Demand – Gordon Pettit recently wrote that usage has increased by 70% since privatisation, rather more than the 60% figure you quote. You do not make any mention that rail demand will increase because of the population increase predicted by the ONS – 0.7%p.a. which will see UK population exceed 65m by 2018 and 71.6m by 2033.
Air travel – at present end-to-end journey time from London to Edinburgh or Glasgow is fairly close when flying or travelling by train (I know as I have done it). So reducing rail journey times will reduce air travel by making rail more attractive. Increasing rail usage means rail capacity is contrained and there is little opportunity to reduce journey time without significant investment and disruption.
Fares – the only published material on fares are statements saying that there will be no fares premium as that would be a barrier to use. So the arguement that there have been premiums elsewhere is entirely spurious and purely your opinion. The economic shift “is certainly a two-way process … so [HS2] might acutally centralise our economy even more.” Brilliant work – contradicting yourself in consecutive sentences!

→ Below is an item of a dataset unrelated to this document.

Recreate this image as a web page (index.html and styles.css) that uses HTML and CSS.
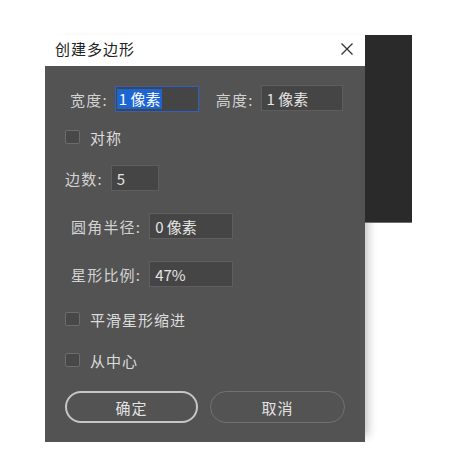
FILE: index.html
```html
<!DOCTYPE html>
<html lang="zh">
<head>
<meta charset="utf-8">
<title>创建多边形</title>
<link rel="stylesheet" href="styles.css">
</head>
<body>
<div class="stage">
  <div class="dialog">
    <div class="titlebar">
      <span class="title">创建多边形</span>
      <svg class="close" width="14" height="14" viewBox="0 0 14 14"><path d="M1.5 1.5 L12.5 12.5 M12.5 1.5 L1.5 12.5" stroke="#333" stroke-width="1.3" fill="none"/></svg>
    </div>
    <div class="panel">
      <div class="row row-size">
        <span class="label">宽度:</span>
        <div class="input w84 focused"><span class="sel">1&nbsp;像素</span></div>
        <span class="label lbl-h">高度:</span>
        <div class="input w82 shift-up">1&nbsp;像素</div>
      </div>
      <div class="check c1"><span class="box"></span><span class="ctext">对称</span></div>
      <div class="row r-sides">
        <span class="label">边数:</span>
        <div class="input w48 g8">5</div>
      </div>
      <div class="row r-radius">
        <span class="label l2">圆角半径:</span>
        <div class="input w84 g8">0&nbsp;像素</div>
      </div>
      <div class="row r-star">
        <span class="label l2">星形比例:</span>
        <div class="input w84 g8">47%</div>
      </div>
      <div class="check c2"><span class="box"></span><span class="ctext">平滑星形缩进</span></div>
      <div class="check c3"><span class="box"></span><span class="ctext">从中心</span></div>
      <div class="buttons">
        <div class="btn primary">确定</div>
        <div class="btn">取消</div>
      </div>
    </div>
  </div>
  <div class="dark"></div>
</div>
</body>
</html>
```
FILE: styles.css
```css
html, body {
  margin: 0;
  padding: 0;
  background: #ffffff;
}
body {
  font-family: "Noto Sans CJK SC", "Noto Sans", sans-serif;
}
.stage {
  display: flex;
  align-items: flex-start;
  padding: 35px 0 0 45px;
}
.dialog {
  width: 320px;
  position: relative;
  box-shadow: 9px 0 9px -6px rgba(0,0,0,0.25);
}
.dark {
  width: 47px;
  height: 188px;
  background: #2a2a2a;
  border-bottom: 1px solid #6d6d6d;
  box-sizing: border-box;
  position: relative;
}
.titlebar {
  height: 31px;
  background: #ffffff;
  display: flex;
  align-items: center;
  justify-content: space-between;
  padding: 0 11px 0 10px;
}
.title {
  font-size: 15px;
  color: #222;
  letter-spacing: 1px;
  margin-top: -4px;
}
.close {
  margin-top: -3px;
}
.panel {
  background: #535353;
  height: 376px;
  padding: 20px 0 0 20px;
  box-sizing: border-box;
}
.row {
  display: flex;
  align-items: center;
  height: 26px;
}
.row-size {
  margin-left: 5px;
}
.label {
  font-size: 15px;
  color: #d2d2d2;
  letter-spacing: 1.2px;
  white-space: nowrap;
}
.l2 {
  margin-left: 6px;
}
.lbl-h {
  margin-left: 17px;
}
.input {
  height: 26px;
  box-sizing: border-box;
  background: #454545;
  border: 1px solid #5e5e5e;
  color: #e6e6e6;
  font-size: 15px;
  display: flex;
  align-items: center;
  padding-left: 5px;
  margin-left: 7px;
  white-space: nowrap;
}
.shift-up {
  position: relative;
  top: -1px;
}
.w84 { width: 84px; }
.w82 { width: 82px; }
.w48 { width: 48px; }
.g8 { margin-left: 8px; }
.focused {
  border: 1.5px solid #2d61c4;
  padding-left: 1px;
}
.sel {
  background: #1c66d4;
  color: #ffffff;
  padding: 0 2px 0 2px;
  line-height: 20px;
}
.check {
  display: flex;
  align-items: center;
  height: 14px;
}
.box {
  width: 15px;
  height: 14px;
  box-sizing: border-box;
  border: 1px solid #6c6c6c;
  background: #484848;
  border-radius: 2px;
}
.ctext {
  font-size: 15px;
  color: #dcdcdc;
  margin-left: 10px;
  letter-spacing: 1px;
}
.c1 { margin-top: 18px; }
.r-sides { margin-top: 21px; }
.r-radius { margin-top: 22px; }
.r-star { margin-top: 22px; }
.c2 { margin-top: 25px; }
.c3 { margin-top: 27px; }
.buttons {
  display: flex;
  gap: 12px;
  margin-top: 24px;
}
.btn {
  width: 135px;
  height: 32px;
  box-sizing: border-box;
  border: 1.5px solid #717171;
  border-radius: 16px;
  display: flex;
  align-items: center;
  justify-content: center;
  font-size: 15px;
  color: #e2e2e2;
  letter-spacing: 1px;
}
.primary {
  width: 133px;
  border: 2px solid #c6c6c6;
}
```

“Britain is not like France where the biggest two cities are 400km apart.” No, the four biggest citites are London, Birmingham (166km from London), Leeds (274km), and Glasgow – 557km apart and all served by HS2. Which also serves Sheffield (5th), Bradford (6th), Edinburgh (7th), Liverpool (8th), Manchester (9th)… (http://www.ukcities.co.uk/populations/). Oh, and Marseille is the 2nd largest French city with a population twice that of Lyon.

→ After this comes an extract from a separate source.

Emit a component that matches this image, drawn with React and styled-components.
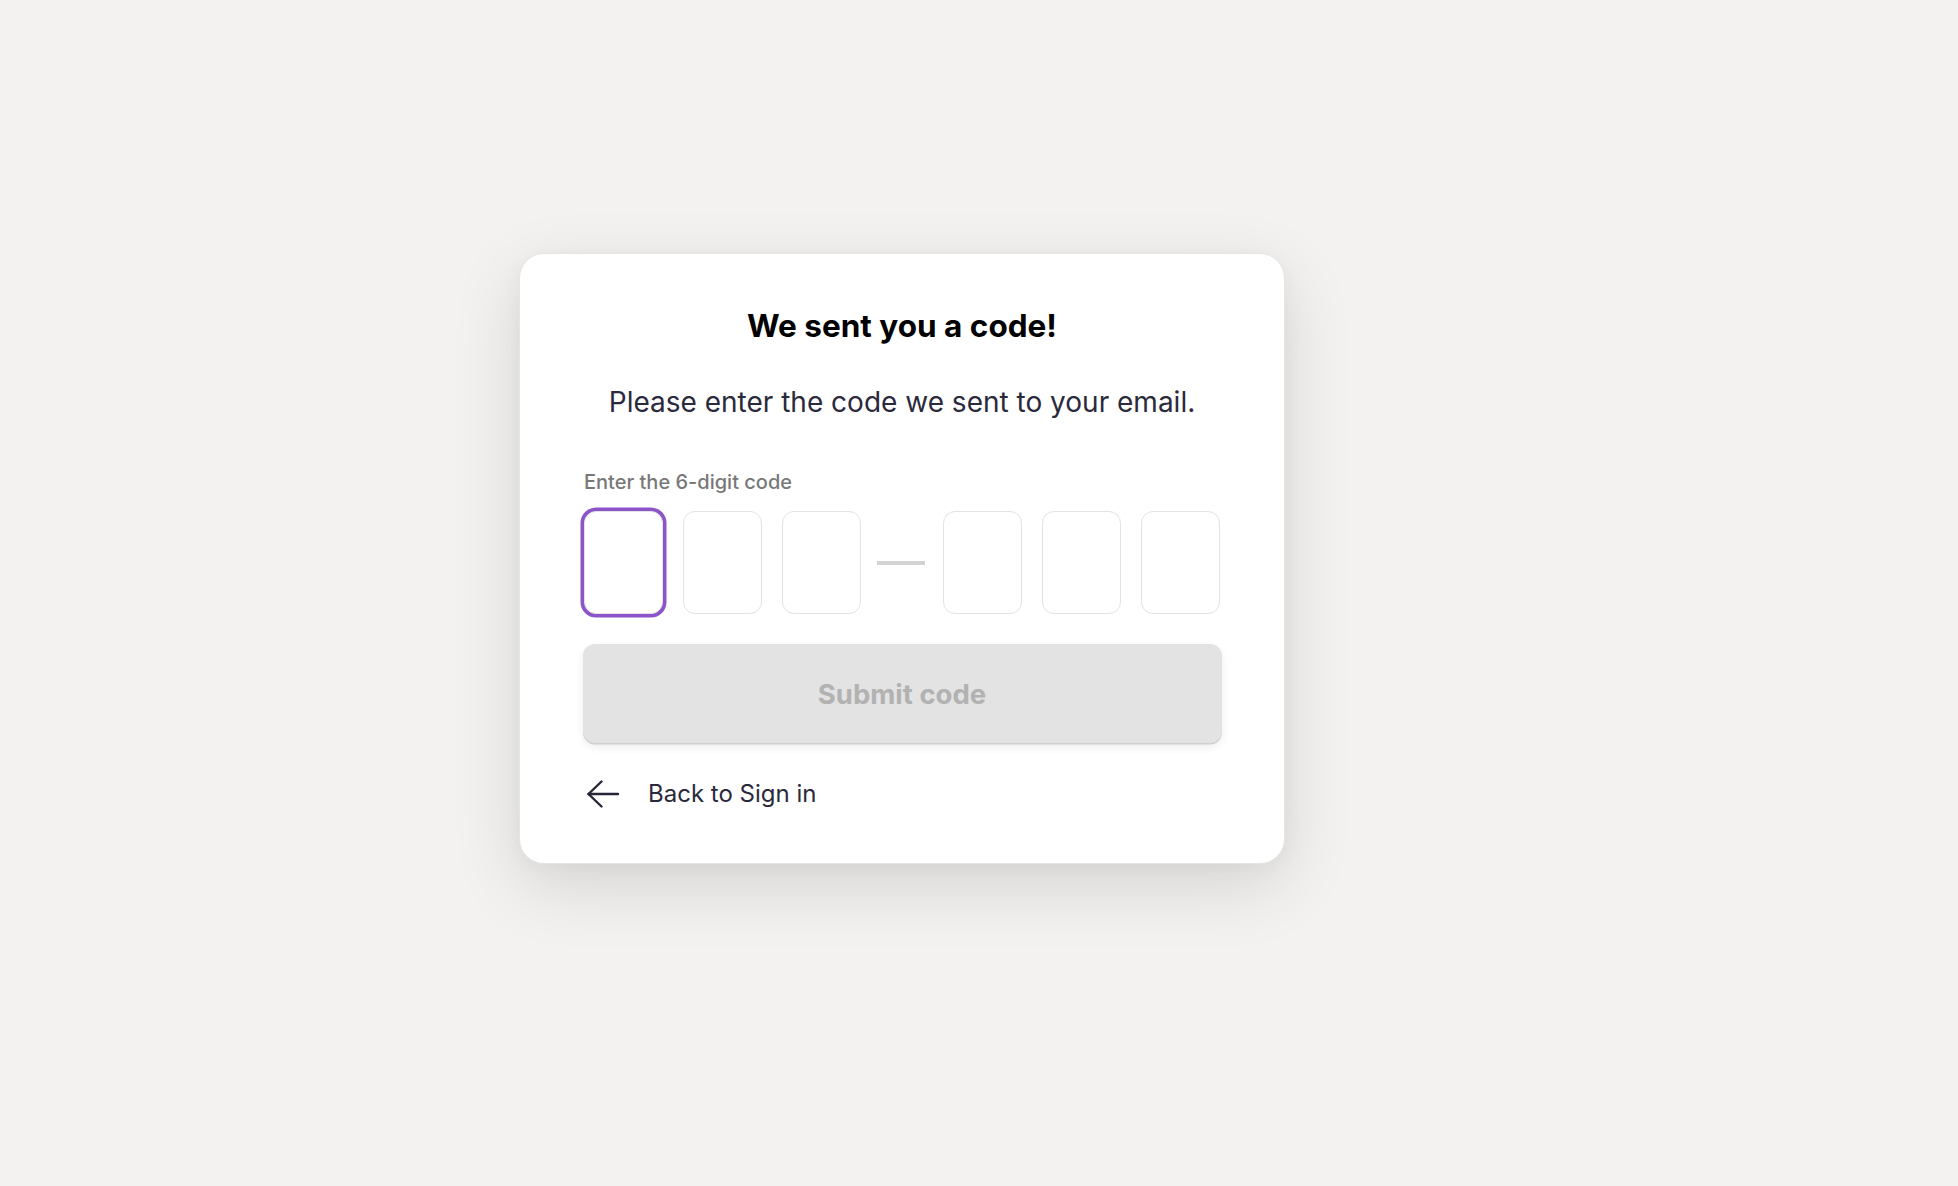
import React from 'react';
import styled, { createGlobalStyle } from 'styled-components';

const GlobalStyle = createGlobalStyle`
  html, body {
    margin: 0;
    background: #f3f2f0;
    font-family: Inter, "Noto Sans", "Liberation Sans", sans-serif;
  }
  * { box-sizing: border-box; }
`;

const Page = styled.main`
  min-height: 100vh;
  padding: 253px 0 0 519px;
`;

const Card = styled.section`
  width: 766px;
  background: #fff;
  border: 1px solid #e6e5e3;
  border-radius: 25px;
  padding: 53px 64px 55px;
  display: flex;
  flex-direction: column;
  box-shadow: 0 22px 70px rgba(0, 0, 0, 0.12), 0 4px 20px rgba(0, 0, 0, 0.04);
`;

const Title = styled.h1`
  margin: 0;
  font-size: 31.5px;
  line-height: 38px;
  font-weight: 700;
  color: #000;
  text-align: center;
`;

const Lead = styled.p`
  margin: 41px 0 0;
  font-size: 28px;
  line-height: 33px;
  color: #2a2a3c;
  text-align: center;
`;

const Label = styled.label`
  margin: 51px 0 0;
  font-size: 20px;
  line-height: 24px;
  font-weight: 500;
  color: #787878;
`;

const CodeRow = styled.div`
  margin-top: 17px;
  display: flex;
  align-items: center;
  justify-content: space-between;
`;

const Group = styled.div`
  display: flex;
  gap: 20px;
`;

const DigitBox = styled.input`
  width: 79px;
  height: 103px;
  border: 1.5px solid #e2e2e7;
  border-radius: 12px;
  background: #fff;
  outline: none;
  padding: 0;
  text-align: center;
  font: 600 36px Inter, sans-serif;
  box-shadow: ${(p) => (p.$active ? '0 0 0 3.5px #8c54c9' : 'none')};
`;

const Dash = styled.span`
  width: 48px;
  height: 4px;
  margin-right: 2px;
  background: #d3d3d3;
`;

const SubmitButton = styled.button`
  margin: 30px -1.5px 0;
  height: 99px;
  border: none;
  border-radius: 12px;
  background: #e3e3e3;
  color: #b2b2b2;
  font: 700 27.5px Inter, "Noto Sans", sans-serif;
  box-shadow: 0 1.5px 0 #cfcfcf, 0 4px 10px rgba(0, 0, 0, 0.07);
  cursor: not-allowed;
`;

const BackLink = styled.a`
  margin-top: 36px;
  display: flex;
  align-items: center;
  gap: 28px;
  padding-left: 2px;
  font-size: 24px;
  line-height: 29px;
  color: #2a2a3c;
  text-decoration: none;
  cursor: pointer;
`;

const ArrowLeft = () => (
  <svg width="34" height="28" viewBox="0 0 34 28" fill="none" stroke="#262637" strokeWidth="2.4" strokeLinecap="round" strokeLinejoin="round">
    <path d="M32 14H2.5" />
    <path d="M15.5 1.5L2.5 14l13 12.5" />
  </svg>
);

const App = () => {
  return (
    <Page>
      <GlobalStyle />
      <Card>
        <Title>We sent you a code!</Title>
        <Lead>Please enter the code we sent to your email.</Lead>
        <Label>Enter the 6-digit code</Label>
        <CodeRow>
          <Group>
            <DigitBox $active aria-label="Digit 1" />
            <DigitBox aria-label="Digit 2" />
            <DigitBox aria-label="Digit 3" />
          </Group>
          <Dash />
          <Group>
            <DigitBox aria-label="Digit 4" />
            <DigitBox aria-label="Digit 5" />
            <DigitBox aria-label="Digit 6" />
          </Group>
        </CodeRow>
        <SubmitButton disabled>Submit code</SubmitButton>
        <BackLink>
          <ArrowLeft />
          Back to Sign in
        </BackLink>
      </Card>
    </Page>
  );
};

export default App;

What has road pricing got to do with this? Another spurious argument as the HS2 demand figures do not consider road pricing.
Other rail investment – actually one of the few sensible things you say.
Travel growth – your argument is that transport investment shouldn’t be made because people will use it? Surely that contradicts you earlier argument that the forecast demand is wrong. Demand will either increase or it will not – you can’t have it both ways.